Maybe she went back to the kitchen and told them to go easy anyway, because when this dish arrived, it was as bland and white as a fish-flavored pudding, what with all that mostly flavorless cod, white potatoes, white onions, and white egg whites. I was grateful for the salty bite of the few green olives scattered around the plate. If I had this to do again (which I will, soon), I'd order the muqueca de peixe à baiana ($31.95), which I understand is a regional dish of Bahia and a house specialty. It's a stew made with dolphin, shrimp, palm oil, coconut milk, and a hot pepper called dedo de moca.
I pushed my plate aside and eyed my date's mountain of meat with a mixture of moral superiority and unmitigated envy. By this time, she had made it through a serving of spicy little homemade sausages; a couple of tender chunks of chicken; several rather dry, flavorless slabs of pork; many long, thin slices of tenderloin, dripping red juices; and lots of fat-curled balls of sirloin tip. Despite an injunction against sharing (and the one prohibiting all scraping of leftovers into that handy plastic handbag liner), I managed to steal a bite or two of both tenderloins, and they were yummy -- moist and rare, with a slight bitter bite from the charcoal, perfectly salted. We both loved those melting, sweet, fried bananas that were served as a side (they dissolve on contact with the tongue), but the black beans were as flavorless and bland as the salt cod.
When the lights dim at 8:30 and the reed-thin blond emcee appears in her skimpy glitter dress, don't bother to settle back complacently. For one thing, if you're sitting anywhere within reaching distance, you're going to live in terror for the next 20 minutes, praying that this total bombshell won't let her gimlet eye fall upon you. Because if it does, she's going to drag you, shaking your head and frantically back-pedaling, onto the dance floor. She's going to force you to approximate your feeble rendition of a samba in close proximity to a pair of endless legs and a smile as wide and wet as the Amazon River.

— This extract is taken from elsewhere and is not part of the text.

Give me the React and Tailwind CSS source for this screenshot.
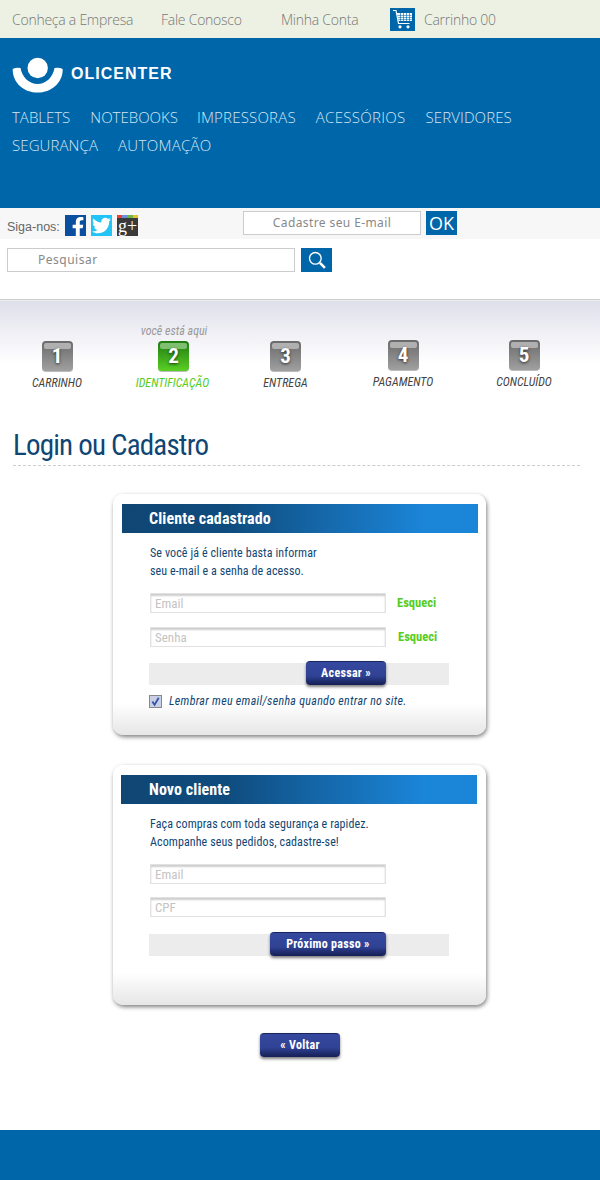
import React from 'react';
import { FaFacebookF, FaTwitter } from 'react-icons/fa';

const cond = "font-['Roboto',sans-serif] [font-stretch:75%]";
const light = "font-['Open_Sans',sans-serif] font-light";

const CartIcon = () => (
    <svg viewBox="0 0 25 23" className="w-[25px] h-[23px]" fill="none">
        <path d="M3 2.5h3l2.5 13h11" stroke="#fff" strokeWidth="1.2" />
        <path d="M6.8 5h15.2v8H8.3z" fill="#fff" />
        <path d="M7.5 7.4h14M8 9.6h14M8.3 11.6h13.5M10.5 5v8M13.5 5v8M16.5 5v8M19.5 5v8" stroke="#0066aa" strokeWidth="0.6" />
        <circle cx="10" cy="18.8" r="1.6" fill="#fff" />
        <circle cx="18" cy="18.8" r="1.6" fill="#fff" />
    </svg>
);

const Logo = () => (
    <svg viewBox="0 0 52 37" className="w-[52px] h-[37px]" fill="#fff">
        <circle cx="25.7" cy="11" r="10.2" />
        <path d="M0.7 12 Q4 10 8.5 11 C10 20 17 27 25.7 27 C34 27 41 20 42.5 11 Q47 10 50.7 12 C51 26 39 35.6 25.7 35.6 C12 35.6 0.5 26 0.7 12 Z" />
    </svg>
);

const Step = ({ n, label, active, here, high }) => (
    <div className={`relative flex flex-col items-center ${high ? '-mt-px' : ''}`}>
        {here && (
            <span className={`absolute -top-[18px] ml-[1px] whitespace-nowrap italic text-[12px] leading-[16px] text-[#999] ${cond}`}>{here}</span>
        )}
        <div className={`relative w-[31px] h-[31px] rounded-[4px] flex items-center justify-center border-b border-[#bbb] ${active ? 'bg-gradient-to-b from-[#1f7a12] to-[#5ad024]' : 'bg-gradient-to-b from-[#6a6a6a] to-[#a0a0a0]'}`}>
            <div className={`absolute top-[2px] left-[2px] right-[2px] h-[6px] rounded-[2px] ${active ? 'bg-[#7fbf70]' : 'bg-[#b0b0b0]'}`}></div>
            <span className={`relative text-white font-bold text-[21px] leading-none [text-shadow:0_1px_3px_rgba(0,0,0,0.7)] ${cond}`}>{n}</span>
        </div>
        <span className={`mt-[3px] italic text-[12px] leading-[16px] whitespace-nowrap ${active ? 'text-[#55cc22] -ml-[2px]' : 'text-[#444]'} ${cond}`}>{label}</span>
    </div>
);

const Field = ({ placeholder }) => (
    <input
        placeholder={placeholder}
        className={`w-[236px] h-[20px] box-border border border-[#e2e2e2] shadow-[inset_0_2px_2px_rgba(0,0,0,0.2)] px-[4px] text-[13px] bg-white outline-none placeholder:text-[#c4c4c4] ${cond}`}
    />
);

const Btn = ({ children, className = '' }) => (
    <button className={`h-[24px] pb-[2px] rounded-[4px] bg-gradient-to-b from-[#35499f] via-[#2f4294] via-60% to-[#161f55] text-white font-bold text-[12px] tracking-[0.3px] shadow-[0_2px_3px_rgba(0,0,0,0.5)] border-t border-[#1a2560] ${cond} ${className}`}>
        {children}
    </button>
);

const CardTitle = ({ children, className = '' }) => (
    <div className={`h-[29px] w-[356px] flex items-center bg-[linear-gradient(to_right,#0f4674_0,#0f4c7e_30%,#1b85d8_85%)] text-white font-bold text-[16px] tracking-[0.1px] ${cond} ${className}`}>
        {children}
    </div>
);

const cardClass = "ml-[113px] w-[373px] rounded-[10px] shadow-[1px_2px_4px_rgba(0,0,0,0.5)] bg-[linear-gradient(to_bottom,#fff_0,#fff_calc(100%-32px),#e6e6e6_100%)] pt-[10px]";
const bodyText = `ml-[1px] text-[#0f4674] text-[12px] leading-[18px] tracking-[0.1px] ${cond}`;

export default function App() {
    return (
        <div className="w-[600px] bg-white">
            {/* barra superior */}
            <div className={`h-[38px] bg-[#ecf1e3] flex items-center text-[14px] tracking-[-0.25px] text-[#777] ${light}`}>
                <span className="ml-[12px] w-[149px] whitespace-nowrap">Conheça a Empresa</span>
                <span className="w-[120px] whitespace-nowrap">Fale Conosco</span>
                <span className="w-[109px] whitespace-nowrap">Minha Conta</span>
                <span className="w-[25px] h-[23px] bg-[#0066aa] mr-[9px]"><CartIcon /></span>
                <span className="whitespace-nowrap">Carrinho 00</span>
            </div>

            {/* header */}
            <div className="h-[170px] bg-[#0066aa] pl-[12px] pt-[19px]">
                <div className="flex items-center gap-[7px]">
                    <Logo />
                    <span className="font-['Liberation_Sans',sans-serif] font-bold text-white text-[16px] tracking-[1px] -mt-[4px]">OLICENTER</span>
                </div>
                <div className={`mt-[9px] flex flex-wrap gap-x-[20px] w-[560px] text-[15px] leading-[28px] text-[#d5e6f3] ${light}`}>
                    <span>TABLETS</span>
                    <span>NOTEBOOKS</span>
                    <span className="-ml-px tracking-[0.2px]">IMPRESSORAS</span>
                    <span className="tracking-[0.3px]">ACESSÓRIOS</span>
                    <span className="tracking-[0.1px]">SERVIDORES</span>
                    <span className="tracking-[0.1px]">SEGURANÇA</span>
                    <span className="tracking-[0.3px]">AUTOMAÇÃO</span>
                </div>
            </div>

            {/* redes e newsletter */}
            <div className="h-[31px] bg-[#f7f7f7] flex items-start pl-[7px]">
                <span className="mt-[11px] font-['Liberation_Sans',sans-serif] text-[12.5px] leading-[16px] text-[#666] w-[58px]">Siga-nos:</span>
                <span className="mt-[7px] w-[21px] h-[21px] bg-[#0a4f9f] text-white flex items-end justify-center text-[20px] overflow-hidden"><FaFacebookF className="translate-x-[2px] translate-y-[1px]" /></span>
                <span className="mt-[7px] ml-[5px] w-[21px] h-[21px] bg-[#22c3f5] text-white flex items-center justify-center text-[19px]"><FaTwitter /></span>
                <span className="mt-[7px] ml-[5px] w-[21px] h-[21px] bg-[#3a3a3a] text-white flex flex-col">
                    <span className="flex h-[3px] shrink-0">
                        <span className="flex-1 bg-[#e8403a]"></span>
                        <span className="flex-1 bg-[#6f8fdc]"></span>
                        <span className="flex-1 bg-[#6cb842]"></span>
                        <span className="flex-1 bg-[#e6c02e]"></span>
                    </span>
                    <span className="font-['Liberation_Serif',serif] text-[18px] leading-[16px] text-center">g+</span>
                </span>
                <input
                    placeholder="Cadastre seu E-mail"
                    className="ml-[105px] mt-[3px] w-[178px] h-[24px] pb-[2px] box-border border border-[#ccc] bg-white text-center text-[12px] tracking-[0.4px] font-['Noto_Sans',sans-serif] outline-none placeholder:text-[#888]"
                />
                <span className="ml-[5px] mt-[3px] w-[31px] h-[24px] bg-[#0066aa] text-white text-[18px] leading-[24px] text-center font-['Open_Sans',sans-serif]">OK</span>
            </div>

            {/* busca */}
            <div className="h-[61px] bg-white pl-[7px] pt-[9px] flex items-start border-b border-[#ccc]">
                <input
                    placeholder="Pesquisar"
                    className="w-[288px] h-[24px] pb-[2px] box-border border border-[#ccc] pl-[30px] text-[12px] tracking-[0.5px] font-['Noto_Sans',sans-serif] outline-none placeholder:text-[#888]"
                />
                <span className="ml-[6px] w-[31px] h-[24px] bg-[#0066aa] flex items-center justify-center">
                    <svg viewBox="0 0 24 24" className="w-[20px] h-[20px]" fill="none" stroke="#fff">
                        <circle cx="10" cy="10" r="7" strokeWidth="1.6" />
                        <path d="M15.5 15.5l6 6" strokeWidth="3" />
                    </svg>
                </span>
            </div>

            {/* etapas */}
            <div className="border-t border-[#eee] h-[108px] pt-[40px] bg-[linear-gradient(to_bottom,#dfdfeb_0,#fff_62px)] grid grid-cols-[114px_119px_105px_130px_112px] items-start">
                <Step n="1" label="CARRINHO" />
                <Step n="2" label="IDENTIFICAÇÃO" active here="você está aqui" />
                <Step n="3" label="ENTREGA" />
                <Step n="4" label="PAGAMENTO" high />
                <Step n="5" label="CONCLUÍDO" high />
            </div>

            {/* titulo */}
            <div className="ml-[13px] w-[567px] mt-[12px] h-[46px] pt-[7px] border-b border-dashed border-[#ccc]">
                <h1 className={`text-[#0f4674] text-[29px] tracking-[-0.8px] leading-[36px] font-normal ${cond}`}>Login ou Cadastro</h1>
            </div>

            {/* cliente cadastrado */}
            <div className={`mt-[28px] h-[241px] ${cardClass}`}>
                <CardTitle className="ml-[9px] pl-[27px]">Cliente cadastrado</CardTitle>
                <div className="pl-[36px] pt-[3px]">
                    <p className={`mt-[8px] ${bodyText}`}>Se você já é cliente basta informar<br />seu e-mail e a senha de acesso.</p>
                    <div className="mt-[13px] pl-[1px] flex items-center gap-[11px]">
                        <Field placeholder="Email" />
                        <span className={`mt-[1px] text-[#55cc22] font-bold text-[12.5px] ${cond}`}>Esqueci</span>
                    </div>
                    <div className="mt-[14px] pl-[1px] flex items-center gap-[12px]">
                        <Field placeholder="Senha" />
                        <span className={`mt-[1px] text-[#55cc22] font-bold text-[12.5px] ${cond}`}>Esqueci</span>
                    </div>
                    <div className="mt-[16px] w-[300px] h-[22px] bg-[#ececec] flex justify-end pr-[63px]">
                        <Btn className="w-[80px] -mt-[2px]">Acessar »</Btn>
                    </div>
                    <div className="mt-[8px] flex items-center gap-[7px]">
                        <span className="w-[13px] h-[13px] border border-[#888] bg-[#c9d0e6] flex items-center justify-center">
                            <svg viewBox="0 0 12 12" className="w-[11px] h-[11px]" fill="none" stroke="#3a55a8" strokeWidth="2">
                                <path d="M2.5 6l2.5 3.5L9.5 2" />
                            </svg>
                        </span>
                        <span className={`italic text-[#0f4674] text-[12px] tracking-[0.3px] leading-[16px] ${cond}`}>Lembrar meu email/senha quando entrar no site.</span>
                    </div>
                </div>
            </div>

            {/* novo cliente */}
            <div className={`mt-[30px] h-[240px] ${cardClass}`}>
                <CardTitle className="ml-[8px] pl-[28px]">Novo cliente</CardTitle>
                <div className="pl-[36px] pt-[3px]">
                    <p className={`mt-[8px] ${bodyText}`}>Faça compras com toda segurança e rapidez.<br />Acompanhe seus pedidos, cadastre-se!</p>
                    <div className="mt-[13px] pl-[1px] flex"><Field placeholder="Email" /></div>
                    <div className="mt-[13px] pl-[1px] flex"><Field placeholder="CPF" /></div>
                    <div className="mt-[17px] w-[300px] h-[22px] bg-[#ececec] flex justify-end pr-[63px]">
                        <Btn className="w-[116px] -mt-[2px]">Próximo passo »</Btn>
                    </div>
                </div>
            </div>

            <div className="flex justify-center">
                <Btn className="mt-[28px] w-[80px]">« Voltar</Btn>
            </div>

            <div className="mt-[73px] h-[50px] bg-[#0066aa]"></div>
        </div>
    );
}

But if you live through the suspense without keeling over, you'll get your just reward: two hours of spectacularly shaped and muscled, nearly naked bodies accompanied by an array of drums, stringed instruments, and horns, doing the most impossible things imaginable. They will bend in ways that are not human. They will hang in midair as they complete triple spins. They will bossanova with almost ridiculous grace on platform shoes while wearing feathered headdresses nearly as tall as they are. They will jump around on their hands for many long minutes. They will go from back flip to cartwheel to handstand to back flip on a minuscule stage while making it all look completely effortless. You think your yoga class is hard, you whining, pathetic gringo?
Damn, with the climate we've got, it makes you wonder what we're all doing -- driving around in pitch-black Hummers with the air conditioning and the Blaupunkt going full blast, yakking into our brain-scrambling cell phones. Looks to me like a spangly G-string and a couple of lambada lessons, plus a sunny day or two, might just put the gleam back into paradise.